The National Parks and Wildlife Service (NPWS) plans to target people stealing firewood from native forest reserves and conservation parks in the South-East following an increase in illegal removals.
According to the Service the launch of the Operation Red Gum project is aimed at protecting the region’s flora and fauna, which includes endangered species.
NPWS said Red gums were the most targeted species because they burnt slowly but at high temperatures, with more than a hundred logged illegally in a single reserve.
It said that about 50 people had been caught on surveillance cameras or red-handed by rangers in the past five years, resulting in fines of up to $750 for offences including illegal removal of wood and possession or unlawful use of a chainsaw in the reserve.

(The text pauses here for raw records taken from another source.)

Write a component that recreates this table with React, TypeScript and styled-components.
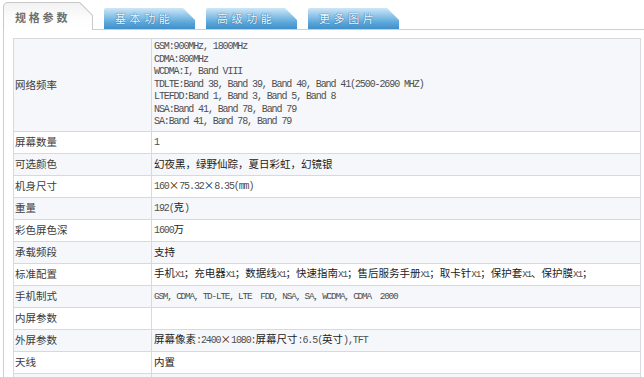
import styled, { createGlobalStyle } from "styled-components";

const GlobalStyle = createGlobalStyle`
  html, body {
    margin: 0;
    padding: 0;
    background: #fff;
  }
  body {
    font-family: "Noto Sans CJK SC", "Liberation Sans", sans-serif;
    color: #333;
  }
`;

const Page = styled.div`
  width: 644px;
  height: 377px;
  overflow: hidden;
  padding-left: 3px;
  box-sizing: border-box;
`;

const TabBar = styled.div`
  height: 29px;
  display: flex;
  align-items: flex-end;
  column-gap: 11px;
  border-bottom: 1px solid #cfcfcf;
`;

const ActiveTab = styled.div`
  position: relative;
  top: 1px;
  width: 90px;
  height: 28px;
  padding: 1px 1px 0;
  box-sizing: border-box;
  background: #c9c9c9;
  border-top-left-radius: 5px;
  clip-path: polygon(0 0, calc(100% - 13px) 0, 100% 13px, 100% 100%, 0 100%);
`;

const ActiveTabFace = styled.div`
  height: 100%;
  padding: 6px 0 0 11px;
  box-sizing: border-box;
  background: linear-gradient(to bottom, #f2f2f2, #fdfdfd 60%, #fff);
  border-top-left-radius: 4px;
  clip-path: polygon(0 0, calc(100% - 12.6px) 0, 100% 12.6px, 100% 100%, 0 100%);
  color: #6f6f6f;
  font-size: 11px;
  font-weight: 700;
  letter-spacing: 2.8px;
  line-height: 16px;
`;

const Tab = styled.div`
  width: 91px;
  height: 21px;
  padding-left: 11px;
  box-sizing: border-box;
  background: linear-gradient(to bottom, #cfe7f7 0%, #92c7ea 35%, #5ba6d9 70%, #3f8fca 100%);
  border-top-left-radius: 2px;
  clip-path: polygon(0 0, calc(100% - 12px) 0, 100% 12px, 100% 100%, 0 100%);
  color: #f3f8fc;
  font-size: 11px;
  letter-spacing: 3.6px;
  line-height: 21px;
  text-shadow: 0 0 1px #2a6aa0, 0 0 1px #2a6aa0;
`;

const Panel = styled.div`
  border-left: 1px solid #cfcfcf;
  padding: 8px 0 0 9px;
`;

const SpecTable = styled.table`
  width: 628px;
  border-collapse: collapse;
  border: 1px solid #d6d9dd;
  table-layout: fixed;
`;

const Row = styled.tr<{ $alt: boolean }>`
  background: ${(p) => (p.$alt ? "#f5f7fa" : "#fff")};
`;

const LabelCell = styled.td`
  width: 135px;
  height: 21px;
  padding: 0 1px;
  border: 1px solid #d6d9dd;
  font-size: 10.5px;
  line-height: 14px;
  color: #3c3c3c;
  vertical-align: middle;
`;

const ValueCell = styled.td`
  height: 21px;
  padding: 0 2px;
  border: 1px solid #d6d9dd;
  font-size: 10.5px;
  line-height: 14px;
  color: #222;
  vertical-align: middle;
  white-space: nowrap;
`;

const Lines = styled.div`
  padding: 2px 0;
  display: flex;
  flex-direction: column;
`;

const Mono = styled.span<{ $small?: boolean }>`
  font-family: "Liberation Mono", "DejaVu Sans Mono", monospace;
  font-size: ${(p) => (p.$small ? "9.4px" : "10px")};
  letter-spacing: ${(p) => (p.$small ? "-1.2px" : "-1.1px")};
  color: #4f4f4f;
  line-height: 12.5px;
  white-space: pre;
`;

const bands = [
  "GSM:900MHz, 1800MHz",
  "CDMA:800MHz",
  "WCDMA:I, Band VIII",
  "TDLTE:Band 38, Band 39, Band 40, Band 41(2500-2690 MHZ)",
  "LTEFDD:Band 1, Band 3, Band 5, Band 8",
  "NSA:Band 41, Band 78, Band 79",
  "SA:Band 41, Band 78, Band 79",
];

const accessories = ["手机", "充电器", "数据线", "快速指南", "售后服务手册", "取卡针", "保护套", "保护膜"];

const rows: { label: string; value: React.ReactNode }[] = [
  {
    label: "网络频率",
    value: (
      <Lines>
        {bands.map((b) => (
          <Mono key={b}>{b}</Mono>
        ))}
      </Lines>
    ),
  },
  { label: "屏幕数量", value: <Mono>1</Mono> },
  { label: "可选颜色", value: "幻夜黑，绿野仙踪，夏日彩虹，幻镜银" },
  {
    label: "机身尺寸",
    value: (
      <>
        <Mono>160</Mono>×<Mono>75.32</Mono>×<Mono>8.35(mm)</Mono>
      </>
    ),
  },
  {
    label: "重量",
    value: (
      <>
        <Mono>192(</Mono>克<Mono>)</Mono>
      </>
    ),
  },
  {
    label: "彩色屏色深",
    value: (
      <>
        <Mono>1600</Mono>万
      </>
    ),
  },
  { label: "承载频段", value: "支持" },
  {
    label: "标准配置",
    value: (
      <>
        {accessories.map((a, i) => (
          <span key={a}>
            {a}
            <Mono $small>X1</Mono>
            {i === 6 ? "、" : "；"}
          </span>
        ))}
      </>
    ),
  },
  {
    label: "手机制式",
    value: <Mono $small>GSM, CDMA, TD-LTE, LTE  FDD, NSA, SA, WCDMA, CDMA  2000</Mono>,
  },
  { label: "内屏参数", value: "" },
  {
    label: "外屏参数",
    value: (
      <>
        屏幕像素<Mono>:2400</Mono>×<Mono>1080:</Mono>屏幕尺寸<Mono>:6.5(</Mono>英寸<Mono>),TFT</Mono>
      </>
    ),
  },
  { label: "天线", value: "内置" },
  { label: "", value: "" },
];

const App = () => {
  return (
    <Page>
      <GlobalStyle />
      <TabBar>
        <ActiveTab>
          <ActiveTabFace>规格参数</ActiveTabFace>
        </ActiveTab>
        <Tab>基本功能</Tab>
        <Tab>高级功能</Tab>
        <Tab>更多图片</Tab>
      </TabBar>
      <Panel>
        <SpecTable>
          <tbody>
            {rows.map((r, i) => (
              <Row key={i} $alt={i % 2 === 0}>
                <LabelCell>{r.label}</LabelCell>
                <ValueCell>{r.value}</ValueCell>
              </Row>
            ))}
          </tbody>
        </SpecTable>
      </Panel>
    </Page>
  );
};

export default App;
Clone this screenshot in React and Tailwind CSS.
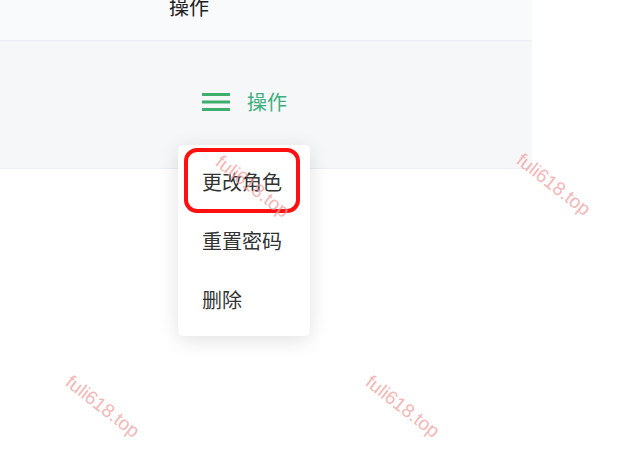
import React from 'react';

const font = { fontFamily: '"Noto Sans CJK SC", "Noto Sans", sans-serif' };

const Watermark = ({ className }) => (
  <div
    className={`absolute text-[19px] leading-none text-[#f0a0a0] opacity-75 rotate-[38deg] origin-top-left pointer-events-none ${className}`}
    style={{ fontFamily: '"Liberation Sans", Arial, sans-serif' }}
  >
    fuli618.top
  </div>
);

const MenuIcon = () => (
  <svg width="28" height="20" viewBox="0 0 28 20" className="shrink-0">
    <rect x="0" y="1" width="28" height="3" fill="#3daf6c" />
    <rect x="0" y="8.5" width="28" height="3" fill="#3daf6c" />
    <rect x="0" y="16" width="28" height="3" fill="#3daf6c" />
  </svg>
);

export default function App() {
  const items = ['更改角色', '重置密码', '删除'];

  return (
    <div className="relative w-[621px] h-[451px] bg-white overflow-hidden" style={font}>
      <div className="w-[532px]">
        <div className="h-[41px] bg-[#f9fafc] border-b border-[#ebeef5] overflow-hidden">
          <div className="pl-[169px] -mt-[5px] text-[20px] leading-[24px] text-[#222]">操作</div>
        </div>
        <div className="h-[128px] bg-[#f6f7f9] border-b border-[#ebeef5] flex items-center pl-[202px] pb-[5px]">
          <MenuIcon />
          <span className="ml-[17px] text-[20px] leading-none text-[#3daf7c]">操作</span>
        </div>
      </div>

      <div className="absolute left-[178px] top-[145px] w-[132px] h-[191px] bg-white rounded-[5px] shadow-[0_4px_20px_rgba(0,0,0,0.12)] pt-[7px] flex flex-col">
        {items.map((t) => (
          <div key={t} className="h-[59px] flex items-center pl-[24px] text-[20px] leading-none text-[#333]">
            {t}
          </div>
        ))}
      </div>

      <div className="absolute left-[184px] top-[148px] w-[116px] h-[65px] border-[4px] border-[#ff1010] rounded-[13px]" />

      <Watermark className="left-[224px] top-[152px]" />
      <Watermark className="left-[525px] top-[150px]" />
      <Watermark className="left-[74px] top-[372px]" />
      <Watermark className="left-[374px] top-[372px]" />
    </div>
  );
}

Senior Ranger at NPWS Lower Limestone Coast, Kieran Gosden said Operation Red Gum would increase patrols and target camera surveillances in regional parks and reserves.
“Trees aged 100 years plus were being cut down, sometimes commercially – for sale through backyard markets, with devastating long-term results for the region’s native flora and fauna,” Senior Ranger Gosden said.
“With much of the landscape already cleared, it’s vitally important to maintain areas of native vegetation in our reserves for future generations,” he said.
“Rangers will be out in force with a zero-tolerance approach. If you’re caught, you will be penalised, and you may have your vehicle and equipment seized.”
He said Limestone Coast police could also be targeting timber theft in the special operation running until October.
Senior Ranger Gosden said that in March, officers arrested two Mount Gambier men aged 47 and 52 for being unlawfully on the premises and possessing a trailer of red gum.
SAPOL police has urged anyone with information regarding illegal firewood to contact SA Police, National Parks or report anonymously to Crime Stoppers.